INFORMATION SUPPLIED:
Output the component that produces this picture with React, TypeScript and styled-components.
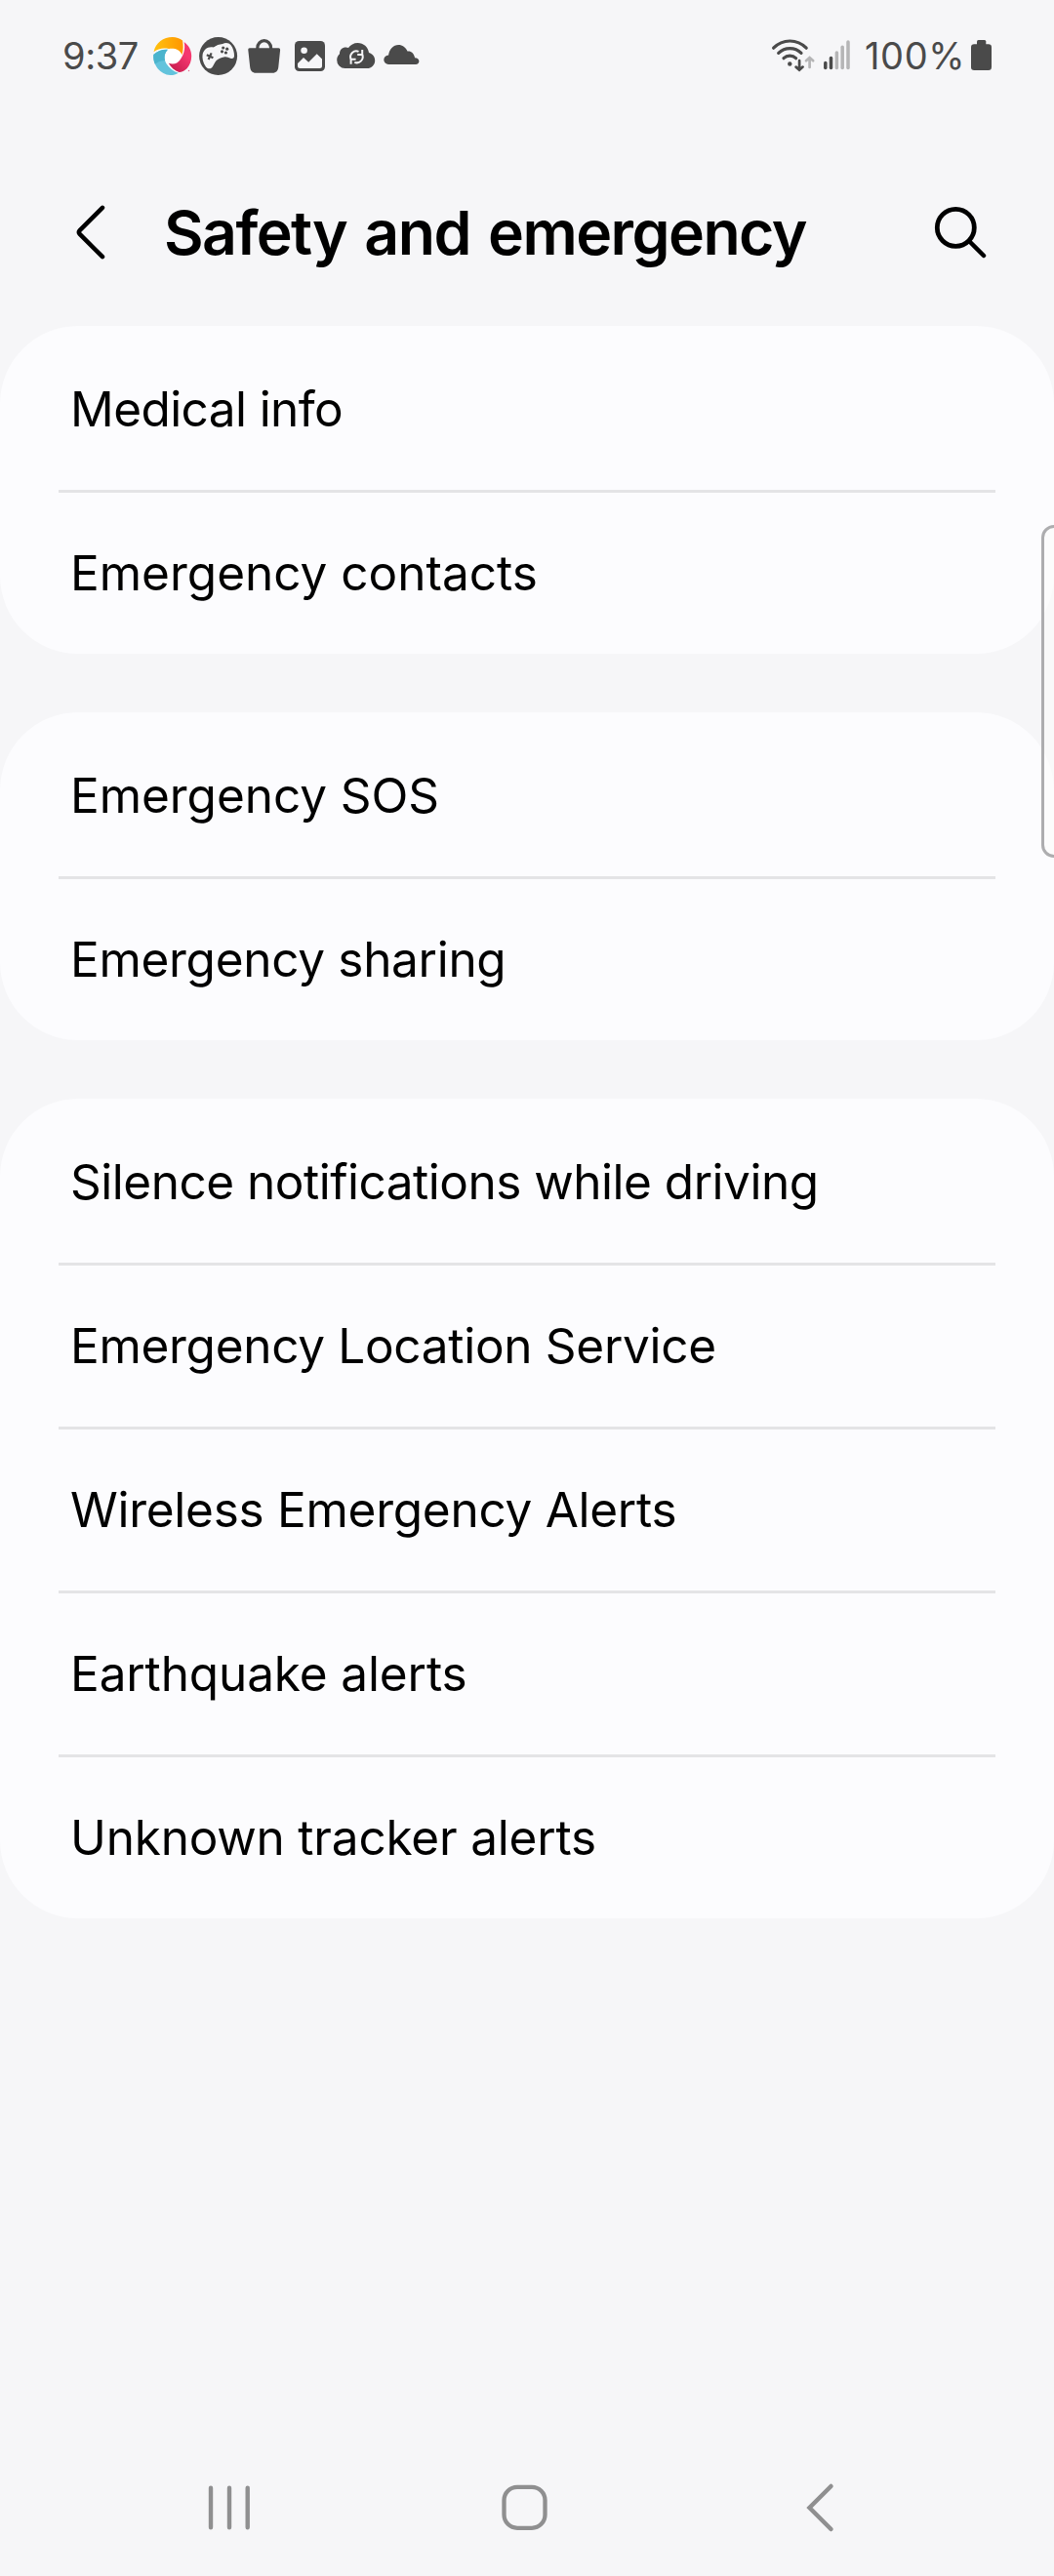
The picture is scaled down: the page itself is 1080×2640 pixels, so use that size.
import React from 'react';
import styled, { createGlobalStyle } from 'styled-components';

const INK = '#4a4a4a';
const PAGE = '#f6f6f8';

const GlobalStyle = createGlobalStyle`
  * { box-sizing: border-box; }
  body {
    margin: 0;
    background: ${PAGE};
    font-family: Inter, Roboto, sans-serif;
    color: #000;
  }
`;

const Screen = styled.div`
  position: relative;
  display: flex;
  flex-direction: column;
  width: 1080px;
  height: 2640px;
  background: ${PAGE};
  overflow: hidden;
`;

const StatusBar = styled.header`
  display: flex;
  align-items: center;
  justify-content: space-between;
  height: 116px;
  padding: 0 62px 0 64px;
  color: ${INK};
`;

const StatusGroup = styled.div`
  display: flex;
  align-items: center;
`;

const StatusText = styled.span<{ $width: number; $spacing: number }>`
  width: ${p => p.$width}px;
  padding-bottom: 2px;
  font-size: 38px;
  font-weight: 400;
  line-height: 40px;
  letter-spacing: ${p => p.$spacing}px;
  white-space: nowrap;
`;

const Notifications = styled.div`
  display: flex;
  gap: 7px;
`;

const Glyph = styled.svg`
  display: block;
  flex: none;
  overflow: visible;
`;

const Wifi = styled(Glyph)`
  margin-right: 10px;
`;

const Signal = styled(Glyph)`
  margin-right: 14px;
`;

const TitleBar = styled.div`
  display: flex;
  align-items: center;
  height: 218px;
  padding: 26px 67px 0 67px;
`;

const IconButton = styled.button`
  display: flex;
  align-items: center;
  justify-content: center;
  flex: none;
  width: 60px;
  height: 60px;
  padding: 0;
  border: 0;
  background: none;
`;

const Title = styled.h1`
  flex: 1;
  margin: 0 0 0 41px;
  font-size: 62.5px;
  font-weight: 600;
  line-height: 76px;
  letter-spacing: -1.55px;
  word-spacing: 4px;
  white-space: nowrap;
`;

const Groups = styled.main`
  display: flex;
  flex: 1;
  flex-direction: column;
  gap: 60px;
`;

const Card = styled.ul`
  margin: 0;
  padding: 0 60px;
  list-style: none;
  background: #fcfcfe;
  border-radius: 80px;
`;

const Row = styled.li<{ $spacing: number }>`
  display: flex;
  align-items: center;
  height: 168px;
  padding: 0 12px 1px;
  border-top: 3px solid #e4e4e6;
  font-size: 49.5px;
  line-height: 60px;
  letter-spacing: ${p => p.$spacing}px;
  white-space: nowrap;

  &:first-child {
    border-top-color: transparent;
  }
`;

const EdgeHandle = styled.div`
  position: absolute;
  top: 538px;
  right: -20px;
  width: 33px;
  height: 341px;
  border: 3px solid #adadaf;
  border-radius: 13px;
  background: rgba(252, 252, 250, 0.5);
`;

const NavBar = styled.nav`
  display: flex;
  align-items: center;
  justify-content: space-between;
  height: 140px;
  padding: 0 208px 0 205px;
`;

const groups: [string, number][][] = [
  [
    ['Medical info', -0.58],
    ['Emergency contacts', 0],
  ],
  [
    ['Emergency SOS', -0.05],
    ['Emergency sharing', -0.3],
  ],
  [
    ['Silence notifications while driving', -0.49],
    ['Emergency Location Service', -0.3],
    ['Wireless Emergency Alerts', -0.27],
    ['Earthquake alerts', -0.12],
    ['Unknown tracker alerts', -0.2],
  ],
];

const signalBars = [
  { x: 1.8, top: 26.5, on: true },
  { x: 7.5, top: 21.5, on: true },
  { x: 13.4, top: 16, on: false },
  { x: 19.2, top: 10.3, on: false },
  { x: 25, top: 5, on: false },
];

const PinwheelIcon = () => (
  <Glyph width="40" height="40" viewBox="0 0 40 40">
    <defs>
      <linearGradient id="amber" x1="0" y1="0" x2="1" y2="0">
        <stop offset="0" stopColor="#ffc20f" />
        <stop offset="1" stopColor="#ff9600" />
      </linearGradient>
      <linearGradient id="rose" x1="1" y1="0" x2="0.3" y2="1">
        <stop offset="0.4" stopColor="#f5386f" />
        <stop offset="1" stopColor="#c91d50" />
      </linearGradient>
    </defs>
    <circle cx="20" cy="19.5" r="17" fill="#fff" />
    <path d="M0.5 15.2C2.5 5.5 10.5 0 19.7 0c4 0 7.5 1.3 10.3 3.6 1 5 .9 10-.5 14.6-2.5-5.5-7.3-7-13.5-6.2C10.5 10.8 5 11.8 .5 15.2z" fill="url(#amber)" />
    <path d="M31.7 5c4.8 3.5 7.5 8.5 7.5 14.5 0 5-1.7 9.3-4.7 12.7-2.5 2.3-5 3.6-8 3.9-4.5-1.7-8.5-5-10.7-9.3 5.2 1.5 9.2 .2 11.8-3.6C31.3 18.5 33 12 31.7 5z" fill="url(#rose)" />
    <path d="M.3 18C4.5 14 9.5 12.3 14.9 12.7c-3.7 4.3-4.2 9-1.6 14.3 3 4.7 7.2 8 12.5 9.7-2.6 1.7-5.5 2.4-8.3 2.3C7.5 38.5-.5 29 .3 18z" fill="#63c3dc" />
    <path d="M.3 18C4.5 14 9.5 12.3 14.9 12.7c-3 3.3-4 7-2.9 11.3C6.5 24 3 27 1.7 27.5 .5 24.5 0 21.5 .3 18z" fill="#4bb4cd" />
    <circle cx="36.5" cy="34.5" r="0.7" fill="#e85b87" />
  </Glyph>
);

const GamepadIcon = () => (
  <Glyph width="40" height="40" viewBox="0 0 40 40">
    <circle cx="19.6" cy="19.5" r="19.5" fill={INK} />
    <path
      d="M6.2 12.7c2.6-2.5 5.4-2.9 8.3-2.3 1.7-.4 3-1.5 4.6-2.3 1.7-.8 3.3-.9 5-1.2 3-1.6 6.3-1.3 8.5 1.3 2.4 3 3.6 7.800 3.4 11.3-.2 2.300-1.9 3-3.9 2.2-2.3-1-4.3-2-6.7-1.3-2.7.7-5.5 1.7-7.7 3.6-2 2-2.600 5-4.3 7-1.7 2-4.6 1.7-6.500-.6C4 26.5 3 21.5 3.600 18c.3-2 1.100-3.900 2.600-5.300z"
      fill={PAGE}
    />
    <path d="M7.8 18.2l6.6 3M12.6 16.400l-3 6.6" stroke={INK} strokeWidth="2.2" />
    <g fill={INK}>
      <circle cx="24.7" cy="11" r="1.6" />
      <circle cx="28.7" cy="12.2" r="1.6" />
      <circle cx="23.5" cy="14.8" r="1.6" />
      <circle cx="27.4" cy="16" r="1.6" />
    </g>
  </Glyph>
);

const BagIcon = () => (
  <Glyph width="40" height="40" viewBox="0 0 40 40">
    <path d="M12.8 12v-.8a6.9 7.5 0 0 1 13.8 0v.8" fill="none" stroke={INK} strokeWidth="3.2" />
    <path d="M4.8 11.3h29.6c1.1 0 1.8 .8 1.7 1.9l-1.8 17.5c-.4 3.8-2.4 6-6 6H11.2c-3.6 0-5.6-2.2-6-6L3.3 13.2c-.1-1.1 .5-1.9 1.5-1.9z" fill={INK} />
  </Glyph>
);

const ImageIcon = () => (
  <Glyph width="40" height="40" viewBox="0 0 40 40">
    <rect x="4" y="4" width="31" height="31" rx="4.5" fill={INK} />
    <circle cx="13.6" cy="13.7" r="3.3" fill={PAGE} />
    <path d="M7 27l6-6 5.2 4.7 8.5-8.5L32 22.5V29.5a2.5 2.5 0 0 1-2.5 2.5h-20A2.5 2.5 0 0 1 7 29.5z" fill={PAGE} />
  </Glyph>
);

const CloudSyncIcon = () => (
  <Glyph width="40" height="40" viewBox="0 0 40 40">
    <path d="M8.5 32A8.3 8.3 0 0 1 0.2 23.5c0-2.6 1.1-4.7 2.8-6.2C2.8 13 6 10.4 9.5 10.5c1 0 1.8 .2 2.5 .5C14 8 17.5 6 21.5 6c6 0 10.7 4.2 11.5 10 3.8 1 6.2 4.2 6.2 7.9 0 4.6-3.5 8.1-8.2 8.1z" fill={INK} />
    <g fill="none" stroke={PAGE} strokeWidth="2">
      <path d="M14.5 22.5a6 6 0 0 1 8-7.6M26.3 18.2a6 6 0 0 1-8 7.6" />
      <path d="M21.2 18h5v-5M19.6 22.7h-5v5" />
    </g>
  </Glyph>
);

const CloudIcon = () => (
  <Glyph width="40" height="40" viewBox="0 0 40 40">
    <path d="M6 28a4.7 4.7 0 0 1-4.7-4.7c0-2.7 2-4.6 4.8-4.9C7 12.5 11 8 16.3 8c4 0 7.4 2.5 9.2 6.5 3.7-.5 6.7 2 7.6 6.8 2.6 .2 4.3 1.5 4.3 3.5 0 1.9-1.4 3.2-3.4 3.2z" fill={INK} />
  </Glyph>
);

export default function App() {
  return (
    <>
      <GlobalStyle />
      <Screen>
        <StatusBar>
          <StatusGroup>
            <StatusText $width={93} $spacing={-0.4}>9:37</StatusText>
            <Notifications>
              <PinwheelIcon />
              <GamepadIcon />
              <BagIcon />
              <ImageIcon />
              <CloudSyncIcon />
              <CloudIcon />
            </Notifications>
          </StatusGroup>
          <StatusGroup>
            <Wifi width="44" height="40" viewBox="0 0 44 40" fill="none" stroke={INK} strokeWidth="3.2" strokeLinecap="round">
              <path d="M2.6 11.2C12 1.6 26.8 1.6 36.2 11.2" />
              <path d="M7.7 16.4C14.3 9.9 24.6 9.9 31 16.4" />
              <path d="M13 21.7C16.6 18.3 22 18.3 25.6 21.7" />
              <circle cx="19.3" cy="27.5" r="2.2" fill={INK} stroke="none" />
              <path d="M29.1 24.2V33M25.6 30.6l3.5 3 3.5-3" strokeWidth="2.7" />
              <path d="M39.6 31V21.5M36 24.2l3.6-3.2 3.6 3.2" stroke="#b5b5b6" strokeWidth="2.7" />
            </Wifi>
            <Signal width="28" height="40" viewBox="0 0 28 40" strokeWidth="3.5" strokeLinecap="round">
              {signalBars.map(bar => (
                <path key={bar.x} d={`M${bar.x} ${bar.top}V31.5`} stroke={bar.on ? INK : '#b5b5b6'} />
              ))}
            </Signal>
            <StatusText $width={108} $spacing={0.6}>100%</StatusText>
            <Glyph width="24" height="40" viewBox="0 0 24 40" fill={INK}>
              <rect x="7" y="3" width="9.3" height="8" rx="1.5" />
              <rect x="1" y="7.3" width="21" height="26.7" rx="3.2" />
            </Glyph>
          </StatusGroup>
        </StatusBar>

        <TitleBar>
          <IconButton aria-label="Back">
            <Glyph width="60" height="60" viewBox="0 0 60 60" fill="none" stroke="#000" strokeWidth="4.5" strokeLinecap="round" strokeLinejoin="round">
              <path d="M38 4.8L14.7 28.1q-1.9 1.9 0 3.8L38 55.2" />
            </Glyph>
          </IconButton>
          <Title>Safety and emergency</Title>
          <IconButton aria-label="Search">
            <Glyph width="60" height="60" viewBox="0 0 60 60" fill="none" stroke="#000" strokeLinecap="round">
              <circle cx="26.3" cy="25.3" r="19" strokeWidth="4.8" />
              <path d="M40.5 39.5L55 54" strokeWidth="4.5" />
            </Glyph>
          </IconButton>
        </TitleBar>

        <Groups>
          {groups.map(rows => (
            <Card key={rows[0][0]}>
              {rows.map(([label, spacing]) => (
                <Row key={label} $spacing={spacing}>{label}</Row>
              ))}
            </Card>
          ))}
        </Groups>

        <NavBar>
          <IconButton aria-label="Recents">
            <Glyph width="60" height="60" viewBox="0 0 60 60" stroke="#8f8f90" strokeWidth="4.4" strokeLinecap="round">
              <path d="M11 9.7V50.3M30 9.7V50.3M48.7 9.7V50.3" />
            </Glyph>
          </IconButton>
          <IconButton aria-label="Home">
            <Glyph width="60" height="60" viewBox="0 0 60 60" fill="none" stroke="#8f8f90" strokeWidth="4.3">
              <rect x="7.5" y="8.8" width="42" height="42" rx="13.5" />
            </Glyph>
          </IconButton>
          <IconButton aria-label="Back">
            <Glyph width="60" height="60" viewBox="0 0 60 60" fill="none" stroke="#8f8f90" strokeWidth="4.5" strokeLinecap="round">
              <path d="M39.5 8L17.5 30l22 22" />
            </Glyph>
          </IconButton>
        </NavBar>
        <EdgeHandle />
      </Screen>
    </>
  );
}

WHAT YOU WILL DO:
Leave out the pictures and repeat exactly the lines from the start of the material through the line that contains "const PAGE = '#f6f6f8';", both included.

WRITTEN REPLY:
Output the component that produces this picture with React, TypeScript and styled-components.
The picture is scaled down: the page itself is 1080×2640 pixels, so use that size.
import React from 'react';
import styled, { createGlobalStyle } from 'styled-components';

const INK = '#4a4a4a';
const PAGE = '#f6f6f8';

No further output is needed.